While serving with his Oregon Army National Guard unit based in Coos Bay during a two-week annual training at Camp Rilea in the late 1980s, Sgt. Dan McCarron knew something was wrong when a fellow Solider complained of having a terrible headache and neck pain. McCarron knew he had to do something to help.
Terry Crump served with McCarron in the same unit with the 1249th Engineer Battalion and, witnessed what happened next. McCarron, who Crump describes as an exemplary soldier, took action that saved the soldier’s life. When McCarron’s initial pleas to his leadership to seek help for the soldier were ignored, McCarron stepped up and spoke out, ensuring the soldier received the medical attention he needed. Upon learning that McCarron was never acknowledged for his actions, Crump made it his mission to contact the Oregon Army National Guard and request that McCarron receive the recognition he deserved. Crump said that this recognition for McCarron was as important to Crump as his General Military Orders were when he served.
“Sgt. McCarron kept a close eye on the soldier, showing great concern, and as that concern grew, he voiced this matter to his platoon sargent, demanding someone take the soldier to get help,” Crump explained.
Crump added that McCarron’s persistent pleas caused his leadership to finally take action. As the soldier was being transported to receive medical attention, he went unconscious and was promptly taken to Portland for emergency surgery to relieve pressure on his brain. Any further delay would have made the difference between life and death. “I have no doubt Dan's actions are the reason this soldier is still alive today,” Crump said.

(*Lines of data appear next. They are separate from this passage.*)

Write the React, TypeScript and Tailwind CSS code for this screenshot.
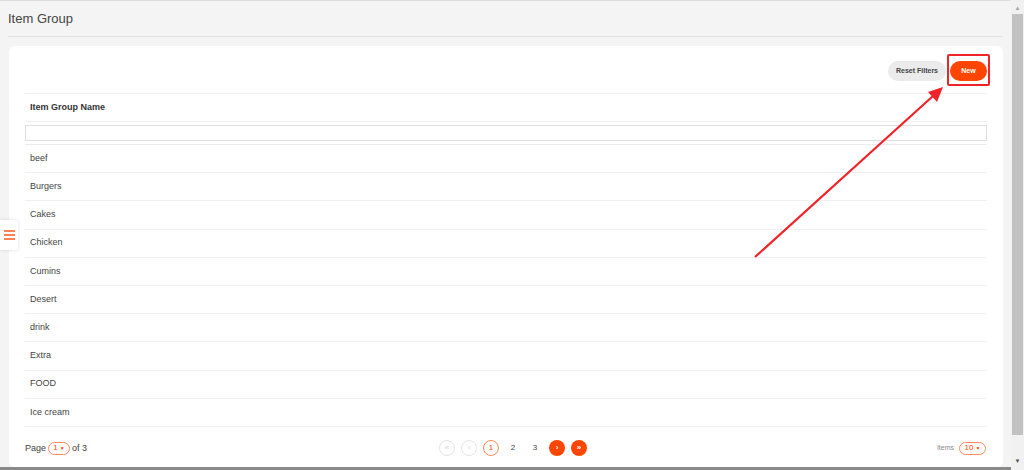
const groups = ['beef', 'Burgers', 'Cakes', 'Chicken', 'Cumins', 'Desert', 'drink', 'Extra', 'FOOD', 'Ice cream'];

export default function App() {
    return (
        <div className="relative flex h-[470px] w-[1024px] overflow-hidden bg-[#f4f4f4] font-['Liberation_Sans',Arial,sans-serif] text-[#444]">
            <div className="flex min-w-0 flex-1 flex-col border-t border-[#dcdcdc]">
                {/* Page header */}
                <div className="mx-2 flex h-[36px] shrink-0 items-center border-b border-[#e2e2e2] text-[13px] text-[#444]">
                    Item Group
                </div>

                {/* Card */}
                <div className="ml-[9px] mr-[8px] mt-[9px] flex flex-1 flex-col rounded-md bg-white px-4 pt-[15px]">
                    <div className="flex h-[20px] items-center justify-end gap-1">
                        <button className="h-[20px] w-[58px] rounded-full bg-[#ebebeb] text-[7px] font-bold text-[#444]">
                            Reset Filters
                        </button>
                        <div className="relative flex">
                            <button className="h-[20px] w-[37px] rounded-full bg-[#ff4500] text-[7px] font-bold text-white">
                                New
                            </button>
                            <div className="absolute -bottom-[5px] -left-[3px] -right-[3px] -top-[7px] rounded-[2px] border-2 border-[#f0222a]" />
                        </div>
                    </div>

                    {/* Table */}
                    <div className="mt-[12px] border-t border-[#f0f0f0]">
                        <div className="flex h-[28px] items-center border-b border-[#f0f0f0] px-[5px] pt-[1px] text-[9px] font-bold text-[#333]">
                            Item Group Name
                        </div>
                        <div className="flex h-[23px] items-center border-b border-[#ececec]">
                            <div className="h-[16px] w-full border border-[#dedede] bg-white" />
                        </div>
                        {groups.map((g) => (
                            <div key={g} className="flex h-[28.2px] items-center border-b border-[#f0f0f0] px-[5px] text-[9px] text-[#444]">
                                {g}
                            </div>
                        ))}
                    </div>

                    {/* Footer */}
                    <div className="flex flex-1 items-center justify-between pt-[3px] text-[9px]">
                        <div className="flex w-[120px] items-center gap-[2px] text-[#444]">
                            <span>Page</span>
                            <span className="flex h-[13px] w-[22px] items-center justify-center gap-[2px] rounded-full border border-[#ff8a5c] text-[8px] text-[#ff4500]">
                                1<span className="text-[5px]">▼</span>
                            </span>
                            <span>of 3</span>
                        </div>
                        <div className="ml-[14px] flex items-center gap-[6px]">
                            <PageBtn kind="disabled">«</PageBtn>
                            <PageBtn kind="disabled">‹</PageBtn>
                            <PageBtn kind="current">1</PageBtn>
                            <PageBtn kind="plain">2</PageBtn>
                            <PageBtn kind="plain">3</PageBtn>
                            <PageBtn kind="filled">›</PageBtn>
                            <PageBtn kind="filled">»</PageBtn>
                        </div>
                        <div className="flex w-[120px] items-center justify-end gap-[5px] pr-[1px]">
                            <span className="text-[7px] text-[#888]">Items</span>
                            <span className="flex h-[13px] w-[27px] items-center justify-center gap-[2px] rounded-full border border-[#ff8a5c] text-[8px] text-[#ff4500]">
                                10<span className="text-[5px]">▼</span>
                            </span>
                        </div>
                    </div>
                </div>
                <div className="h-[3px] shrink-0 bg-[#8a8a8a]" />
            </div>

            {/* Scrollbar */}
            <div className="flex w-[13px] shrink-0 flex-col items-center bg-[#f1f1f1]">
                <span className="mt-[3px] h-[11px] text-[6px] leading-[11px] text-[#a3a3a3]">▲</span>
                <div className="h-[421px] w-[11px] bg-[#c1c1c1]" />
                <span className="mt-auto mb-[3px] text-[6px] leading-[11px] text-[#505050]">▼</span>
            </div>

            {/* Sidebar toggle */}
            <div className="absolute left-0 top-[220px] flex h-[30px] w-[18px] items-center justify-center rounded-r-[3px] bg-white shadow-[0_0_4px_rgba(0,0,0,0.12)]">
                <svg width="11" height="10" viewBox="0 0 11 10">
                    <path d="M0 1H11M0 5H11M0 9H11" stroke="#ff5a1f" strokeWidth="1.3" />
                </svg>
            </div>

            {/* Annotation arrow */}
            <svg className="pointer-events-none absolute left-0 top-0" width="1024" height="470">
                <line x1="755" y1="257" x2="933" y2="96" stroke="#f0222a" strokeWidth="2.2" />
                <polygon points="943,87 928,92 937,102" fill="#f0222a" />
            </svg>
        </div>
    );
}

function PageBtn({ kind, children }: { kind: 'disabled' | 'current' | 'plain' | 'filled'; children: React.ReactNode }) {
    const cls = {
        disabled: 'border border-[#e4e4e4] text-[#d0d0d0]',
        current: 'border border-[#ff8a5c] text-[#ff4500]',
        plain: 'text-[#444]',
        filled: 'bg-[#ff4500] text-white font-bold',
    }[kind];
    return (
        <span className={'flex h-4 w-4 items-center justify-center rounded-full text-[8px] leading-none ' + cls}>
            {children}
        </span>
    );
}
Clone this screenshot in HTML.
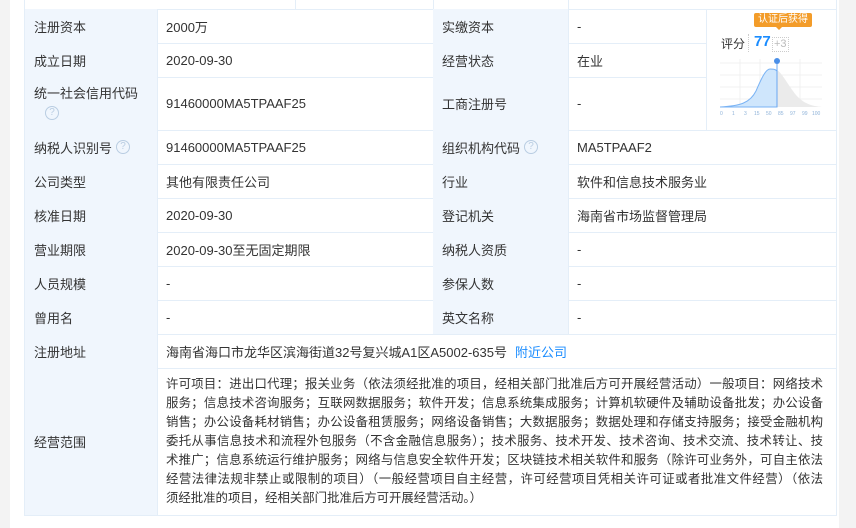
<!DOCTYPE html>
<html><head><meta charset="utf-8"><style>
*{margin:0;padding:0;box-sizing:border-box}
body{width:856px;height:528px;background:#fff;position:relative;overflow:hidden;font-family:"Liberation Sans","Noto Sans CJK SC",sans-serif;font-size:13px;color:#333}
.g{position:absolute;background:#f3f3f3}
.c{position:absolute;border-right:1px solid #e4eef8;border-bottom:1px solid #e4eef8;display:flex;align-items:center;padding-left:9px}
.l{background:#f0f6fd}
.q{display:inline-block;width:14px;height:14px;border:1px solid #b9cde2;border-radius:50%;color:#b9cde2;font-size:10px;line-height:12px;text-align:center;margin-left:4px;vertical-align:middle}
.sc div{display:block;text-align:justify;text-align-last:justify;white-space:nowrap;height:19px;line-height:19px;font-size:12.4px;overflow:visible}
</style></head><body>
<div class="g" style="left:0;top:0;width:10px;height:528px"></div>
<div class="g" style="left:839px;top:0;width:17px;height:528px"></div>
<div style="position:absolute;left:24px;top:0;width:813px;height:516px;border-left:1px solid #e4eef8"></div>
<div class="c" style="left:24px;top:0;width:134px;height:10px;border-right:none"></div>
<div class="c" style="left:157px;top:0;width:139px;height:10px"></div>
<div class="c" style="left:295px;top:0;width:139px;height:10px"></div>
<div class="c" style="left:433px;top:0;width:136px;height:10px"></div>
<div class="c" style="left:568px;top:0;width:269px;height:10px"></div>

<div class="c l" style="left:25px;top:9px;width:133px;height:35px">注册资本</div>
<div class="c" style="left:157px;top:9px;width:277px;height:35px">2000万</div>
<div class="c l" style="left:433px;top:9px;width:136px;height:35px">实缴资本</div>
<div class="c" style="left:568px;top:9px;width:139px;height:35px">-</div>

<div class="c l" style="left:25px;top:43px;width:133px;height:35px">成立日期</div>
<div class="c" style="left:157px;top:43px;width:277px;height:35px">2020-09-30</div>
<div class="c l" style="left:433px;top:43px;width:136px;height:35px">经营状态</div>
<div class="c" style="left:568px;top:43px;width:139px;height:35px">在业</div>

<div class="c l" style="left:25px;top:77px;width:133px;height:54px;display:block;padding-top:8px;line-height:18px">统一社会信用代码<br><span class="q" style="margin-left:11px">?</span></div>
<div class="c" style="left:157px;top:77px;width:277px;height:54px">91460000MA5TPAAF25</div>
<div class="c l" style="left:433px;top:77px;width:136px;height:54px">工商注册号</div>
<div class="c" style="left:568px;top:77px;width:139px;height:54px">-</div>

<div class="c" style="left:706px;top:9px;width:131px;height:122px;display:block;padding:0">
<div style="position:absolute;left:48px;top:4px;background:#f39c29;color:#fff;font-size:10px;line-height:14px;padding:0 4px;border-radius:2px">认证后获得</div>
<div style="position:absolute;left:70px;top:18px;width:0;height:0;border:3px solid transparent;border-top-color:#f39c29"></div>
<div style="position:absolute;left:15px;top:26px;font-size:12px;color:#333">评分</div>
<div style="position:absolute;left:42px;top:25px;height:18px;border-left:1px dotted #ccc"></div>
<div style="position:absolute;left:48px;top:24px;font-size:15px;font-weight:bold;color:#1a8cff">77</div>
<div style="position:absolute;left:66px;top:28px;border:1px dotted #ccc;font-size:11px;color:#bbb;padding:0 1px;line-height:13px">+3</div>
<svg style="position:absolute;left:14px;top:46px" width="106" height="62" viewBox="0 0 106 62">
<g stroke="#f0f0f0" stroke-width="1"><line x1="0" y1="8" x2="102" y2="8"/><line x1="0" y1="20" x2="102" y2="20"/><line x1="0" y1="32" x2="102" y2="32"/><line x1="0" y1="44" x2="102" y2="44"/><line x1="20" y1="4" x2="20" y2="52"/><line x1="40" y1="4" x2="40" y2="52"/><line x1="80" y1="4" x2="80" y2="52"/></g>
<path d="M57 15 C62 18 68 30 76 40 C84 49 92 51 102 52 L57 52Z" fill="#ebebeb"/>
<path d="M0 52 C20 51 30 48 36 36 C42 22 46 14 50 14 C53 14 55 14 57 16 L57 52Z" fill="#cfe6fc" stroke="#7ab3f4"/>
<line x1="57" y1="6" x2="57" y2="52" stroke="#6aa7f2"/>
<circle cx="57" cy="6" r="3" fill="#4a8fe8"/>
<g font-size="5" fill="#8fb3d9" font-family="Liberation Sans"><text x="0" y="60">0</text><text x="12" y="60">1</text><text x="24" y="60">3</text><text x="34" y="60">15</text><text x="46" y="60">50</text><text x="58" y="60">85</text><text x="70" y="60">97</text><text x="82" y="60">99</text><text x="92" y="60">100</text></g>
</svg>
</div>

<div class="c l" style="left:25px;top:130px;width:133px;height:35px">纳税人识别号<span class="q">?</span></div>
<div class="c" style="left:157px;top:130px;width:277px;height:35px">91460000MA5TPAAF25</div>
<div class="c l" style="left:433px;top:130px;width:136px;height:35px">组织机构代码<span class="q">?</span></div>
<div class="c" style="left:568px;top:130px;width:269px;height:35px">MA5TPAAF2</div>

<div class="c l" style="left:25px;top:164px;width:133px;height:35px">公司类型</div>
<div class="c" style="left:157px;top:164px;width:277px;height:35px">其他有限责任公司</div>
<div class="c l" style="left:433px;top:164px;width:136px;height:35px">行业</div>
<div class="c" style="left:568px;top:164px;width:269px;height:35px">软件和信息技术服务业</div>

<div class="c l" style="left:25px;top:198px;width:133px;height:35px">核准日期</div>
<div class="c" style="left:157px;top:198px;width:277px;height:35px">2020-09-30</div>
<div class="c l" style="left:433px;top:198px;width:136px;height:35px">登记机关</div>
<div class="c" style="left:568px;top:198px;width:269px;height:35px">海南省市场监督管理局</div>

<div class="c l" style="left:25px;top:232px;width:133px;height:35px">营业期限</div>
<div class="c" style="left:157px;top:232px;width:277px;height:35px">2020-09-30至无固定期限</div>
<div class="c l" style="left:433px;top:232px;width:136px;height:35px">纳税人资质</div>
<div class="c" style="left:568px;top:232px;width:269px;height:35px">-</div>

<div class="c l" style="left:25px;top:266px;width:133px;height:35px">人员规模</div>
<div class="c" style="left:157px;top:266px;width:277px;height:35px">-</div>
<div class="c l" style="left:433px;top:266px;width:136px;height:35px">参保人数</div>
<div class="c" style="left:568px;top:266px;width:269px;height:35px">-</div>

<div class="c l" style="left:25px;top:300px;width:133px;height:35px">曾用名</div>
<div class="c" style="left:157px;top:300px;width:277px;height:35px">-</div>
<div class="c l" style="left:433px;top:300px;width:136px;height:35px">英文名称</div>
<div class="c" style="left:568px;top:300px;width:269px;height:35px">-</div>

<div class="c l" style="left:25px;top:334px;width:133px;height:35px">注册地址</div>
<div class="c" style="left:157px;top:334px;width:680px;height:35px">海南省海口市龙华区滨海街道32号复兴城A1区A5002-635号<span style="color:#1a8cff;margin-left:8px">附近公司</span></div>

<div class="c l" style="left:25px;top:368px;width:133px;height:148px">经营范围</div>
<div class="c" style="left:157px;top:368px;width:680px;height:148px;display:block;padding:7px 0 0 9px">
<div class="sc" style="width:657px">
<div>许可项目：进出口代理；报关业务（依法须经批准的项目，经相关部门批准后方可开展经营活动）一般项目：网络技术</div>
<div>服务；信息技术咨询服务；互联网数据服务；软件开发；信息系统集成服务；计算机软硬件及辅助设备批发；办公设备</div>
<div>销售；办公设备耗材销售；办公设备租赁服务；网络设备销售；大数据服务；数据处理和存储支持服务；接受金融机构</div>
<div>委托从事信息技术和流程外包服务（不含金融信息服务）；技术服务、技术开发、技术咨询、技术交流、技术转让、技</div>
<div>术推广；信息系统运行维护服务；网络与信息安全软件开发；区块链技术相关软件和服务（除许可业务外，可自主依法</div>
<div>经营法律法规非禁止或限制的项目）（一般经营项目自主经营，许可经营项目凭相关许可证或者批准文件经营）（依法</div>
<div style="text-align-last:left;width:330px">须经批准的项目，经相关部门批准后方可开展经营活动。）</div>
</div></div>
</body></html>
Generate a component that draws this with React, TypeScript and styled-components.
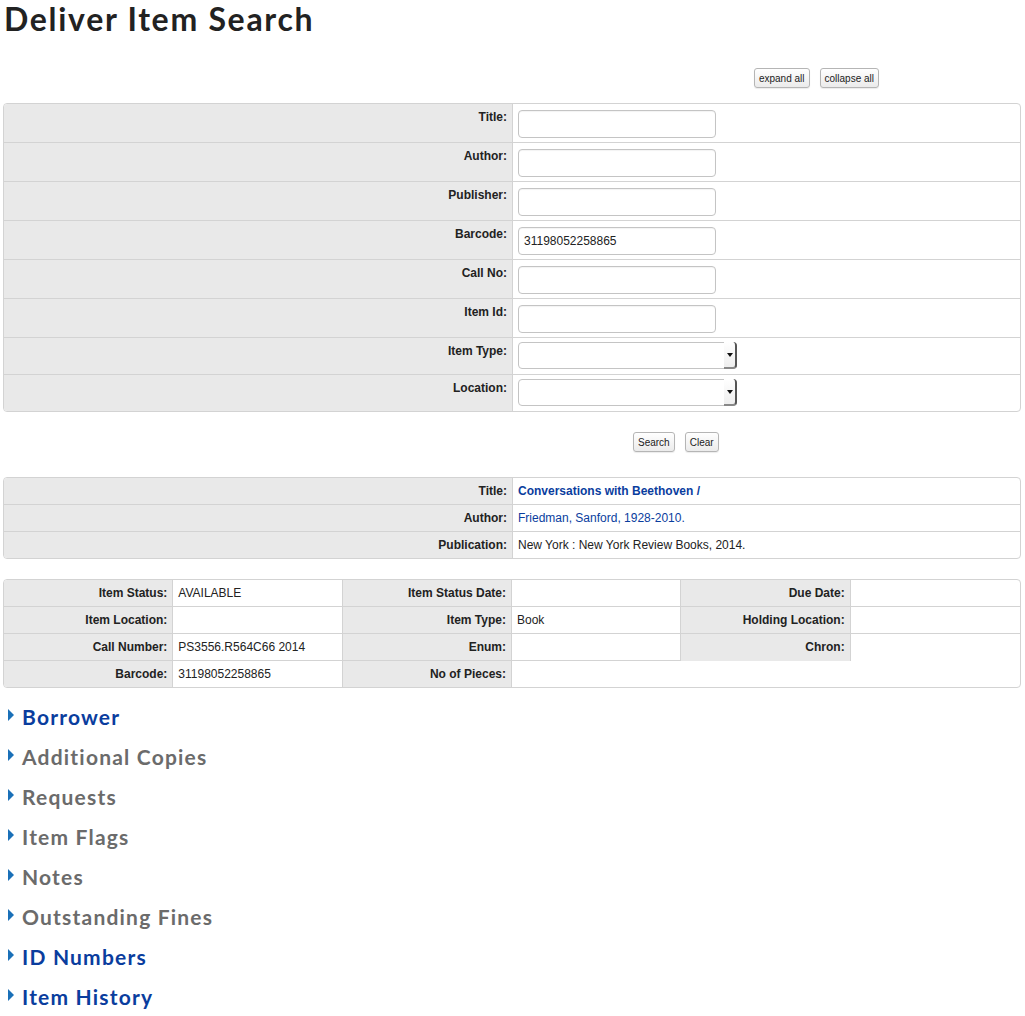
import React from "react";
import styled, { createGlobalStyle } from "styled-components";

const Global = createGlobalStyle`
  html, body { margin: 0; padding: 0; background: #fff; }
  body { font-family: "Liberation Sans", Arial, sans-serif; font-size: 12px; color: #222; }
`;

const Page = styled.div`
  padding: 0 4px 0 3px;
  width: 1018px;
`;

const Heading = styled.h1`
  margin: 0;
  padding: 0 0 0 1px;
  height: 40px;
  line-height: 38px;
  font-family: Lato, "Open Sans", sans-serif;
  font-weight: 700;
  font-size: 32px;
  letter-spacing: 1.7px;
  color: #222;
`;

const ToolBar = styled.div`
  display: flex;
  justify-content: flex-end;
  gap: 10px;
  padding: 28px 142px 15px 0;
`;

const Btn = styled.button`
  height: 20px;
  padding: 0 4px;
  font-family: "Liberation Sans", Arial, sans-serif;
  font-size: 10px;
  color: #222;
  background: linear-gradient(#ffffff, #ebebeb);
  border: 1px solid #b5b5b5;
  border-radius: 3px;
  box-shadow: 0 1px 1px rgba(0, 0, 0, 0.08);
`;

const Panel = styled.div<{ $cols: string }>`
  display: grid;
  grid-template-columns: ${(p) => p.$cols};
  border: 1px solid #d3d3d3;
  border-radius: 4px;
  overflow: hidden;
  background: #fff;
`;

const Label = styled.div<{ $h: number; $pt?: number; $last?: boolean; $noBottom?: boolean }>`
  box-sizing: border-box;
  height: ${(p) => (p.$last ? p.$h - 1 : p.$h)}px;
  background: #e9e9e9;
  border-right: 1px solid #d3d3d3;
  border-bottom: ${(p) => (p.$last || p.$noBottom ? "none" : "1px solid #d3d3d3")};
  text-align: right;
  font-weight: 700;
  color: #222;
  padding: ${(p) => p.$pt ?? 0}px 5px 0 0;
  line-height: ${(p) => (p.$pt !== undefined ? "14px" : `${p.$h - 1}px`)};
`;

const Value = styled.div<{ $h: number; $pt?: number; $last?: boolean; $noBottom?: boolean; $span?: number; $right?: boolean }>`
  box-sizing: border-box;
  height: ${(p) => (p.$last ? p.$h - 1 : p.$h)}px;
  border-bottom: ${(p) => (p.$last || p.$noBottom ? "none" : "1px solid #d3d3d3")};
  border-right: ${(p) => (p.$right ? "1px solid #d3d3d3" : "none")};
  padding: ${(p) => p.$pt ?? 0}px 0 0 5px;
  line-height: ${(p) => (p.$pt !== undefined ? "normal" : `${p.$h - 1}px`)};
  grid-column: ${(p) => (p.$span ? `span ${p.$span}` : "auto")};
  color: #222;
`;

const TextInput = styled.input`
  box-sizing: border-box;
  display: block;
  width: 198px;
  height: 28px;
  border: 1px solid #c4c4c4;
  border-radius: 4px;
  box-shadow: inset 0 1px 1px rgba(0, 0, 0, 0.05);
  padding: 0 5px;
  font-family: "Liberation Sans", Arial, sans-serif;
  font-size: 12px;
  color: #222;
  outline: none;
`;

const SelectWrap = styled.div`
  position: relative;
  width: 219px;
  height: 27px;
`;

const SelectBox = styled.select`
  box-sizing: border-box;
  appearance: none;
  -webkit-appearance: none;
  width: 100%;
  height: 100%;
  border: 1px solid #c4c4c4;
  border-radius: 4px;
  background: #fff;
  font-family: "Liberation Sans", Arial, sans-serif;
  font-size: 12px;
`;

const SelectArrow = styled.span`
  position: absolute;
  right: 0;
  top: 0;
  bottom: 0;
  width: 13px;
  border-right: 2px solid #555;
  border-bottom: 2px solid #888;
  border-radius: 0 4px 4px 0;
  background: linear-gradient(#fff, #eee);
  box-sizing: border-box;
  display: flex;
  align-items: center;
  justify-content: center;
  pointer-events: none;
  &::after {
    content: "";
    border-left: 3px solid transparent;
    border-right: 3px solid transparent;
    border-top: 4px solid #111;
  }
`;

const ActionBar = styled.div`
  display: flex;
  justify-content: flex-start;
  gap: 10px;
  padding: 20px 0 25px 630px;
`;

const Gap = styled.div<{ $h: number }>`
  height: ${(p) => p.$h}px;
`;

const LinkBold = styled.a`
  color: #0a3d9e;
  font-weight: 700;
  text-decoration: none;
`;

const Link = styled.a`
  color: #0a3d9e;
  text-decoration: none;
`;

const Sections = styled.ul`
  list-style: none;
  margin: 0;
  padding: 8px 0 0 5px;
`;

const SectionItem = styled.li<{ $active: boolean }>`
  display: flex;
  align-items: center;
  height: 40px;
  gap: 8px;
  font-family: Lato, "Open Sans", sans-serif;
  font-weight: 700;
  font-size: 21px;
  letter-spacing: 1.2px;
  color: ${(p) => (p.$active ? "#0a3d9e" : "#6b6b6b")};
  &::before {
    content: "";
    margin-top: -3px;
    border-top: 6px solid transparent;
    border-bottom: 6px solid transparent;
    border-left: 6px solid #1a70b8;
  }
`;

const formRows: { label: string; kind: "text" | "select"; value?: string }[] = [
  { label: "Title:", kind: "text" },
  { label: "Author:", kind: "text" },
  { label: "Publisher:", kind: "text" },
  { label: "Barcode:", kind: "text", value: "31198052258865" },
  { label: "Call No:", kind: "text" },
  { label: "Item Id:", kind: "text" },
  { label: "Item Type:", kind: "select" },
  { label: "Location:", kind: "select" },
];

const sections: { name: string; active: boolean }[] = [
  { name: "Borrower", active: true },
  { name: "Additional Copies", active: false },
  { name: "Requests", active: false },
  { name: "Item Flags", active: false },
  { name: "Notes", active: false },
  { name: "Outstanding Fines", active: false },
  { name: "ID Numbers", active: true },
  { name: "Item History", active: true },
];

export default function App() {
  return (
    <Page>
      <Global />
      <Heading>Deliver Item Search</Heading>
      <ToolBar>
        <Btn>expand all</Btn>
        <Btn>collapse all</Btn>
      </ToolBar>

      <Panel $cols="509px 1fr">
        {formRows.map((r, i) => {
          const last = i === formRows.length - 1;
          const h = r.kind === "text" ? 39 : 37;
          return (
            <React.Fragment key={r.label}>
              <Label $h={h} $pt={6} $last={last}>
                {r.label}
              </Label>
              <Value $h={h} $pt={r.kind === "text" ? 6 : 4} $last={last}>
                {r.kind === "text" ? (
                  <TextInput defaultValue={r.value ?? ""} />
                ) : (
                  <SelectWrap>
                    <SelectBox>
                      <option></option>
                    </SelectBox>
                    <SelectArrow />
                  </SelectWrap>
                )}
              </Value>
            </React.Fragment>
          );
        })}
      </Panel>

      <ActionBar>
        <Btn>Search</Btn>
        <Btn>Clear</Btn>
      </ActionBar>

      <Panel $cols="509px 1fr">
        <Label $h={27}>Title:</Label>
        <Value $h={27}>
          <LinkBold href="#">Conversations with Beethoven /</LinkBold>
        </Value>
        <Label $h={27}>Author:</Label>
        <Value $h={27}>
          <Link href="#">Friedman, Sanford, 1928-2010.</Link>
        </Value>
        <Label $h={27} $last>
          Publication:
        </Label>
        <Value $h={27} $last>
          New York : New York Review Books, 2014.
        </Value>
      </Panel>

      <Gap $h={20} />

      <Panel $cols="repeat(6, 1fr)">
        <Label $h={27}>Item Status:</Label>
        <Value $h={27} $right>AVAILABLE</Value>
        <Label $h={27}>Item Status Date:</Label>
        <Value $h={27} $right></Value>
        <Label $h={27}>Due Date:</Label>
        <Value $h={27}></Value>

        <Label $h={27}>Item Location:</Label>
        <Value $h={27} $right></Value>
        <Label $h={27}>Item Type:</Label>
        <Value $h={27} $right>Book</Value>
        <Label $h={27}>Holding Location:</Label>
        <Value $h={27}></Value>

        <Label $h={27}>Call Number:</Label>
        <Value $h={27} $right>PS3556.R564C66 2014</Value>
        <Label $h={27}>Enum:</Label>
        <Value $h={27} $right></Value>
        <Label $h={27} $noBottom>Chron:</Label>
        <Value $h={27} $noBottom></Value>

        <Label $h={27} $last>Barcode:</Label>
        <Value $h={27} $last $right>31198052258865</Value>
        <Label $h={27} $last>No of Pieces:</Label>
        <Value $h={27} $last $span={3}></Value>
      </Panel>

      <Sections>
        {sections.map((s) => (
          <SectionItem key={s.name} $active={s.active}>
            {s.name}
          </SectionItem>
        ))}
      </Sections>
    </Page>
  );
}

Command Sgt. Maj. Angel Smith, command sergeant major for the Oregon National Guard’s G1, and the 821 Troop Command, said Crump reached out to the Oregon National Guard after learning McCarron was never recognized for his actions that ultimately saved the soldier’s life.
“Our state archives NCO was able to locate enough documentation to corroborate the players and the lifesaving part,” Smith said. “If not for McCarron’s efforts, the doctors stated he would have surely died.”
Smith added after serving with the Oregon National Guard for a brief stint, McCarron returned to active duty Army, where he served for the remainder of his career.
“He spent many tours in the service, places including Korea, Alaska, Hawaii and many other training bases, Smith said. “His record shows a life-long dedication as a soldier.”
Thanks to Crump’s efforts, McCarron was recognized April 10 during a ceremony at the Hall of Honors, 1249th Engineer Battalion, Salem. Before the ceremony, McCarron said he had mixed feelings .
“You don’t do these things to get recognized, but yeah, it feels good,” McCarron said. “I’m glad I was able to help, and it’s nice to know that after I thought I was out of sight and out of mind, that somebody was still looking out for me.”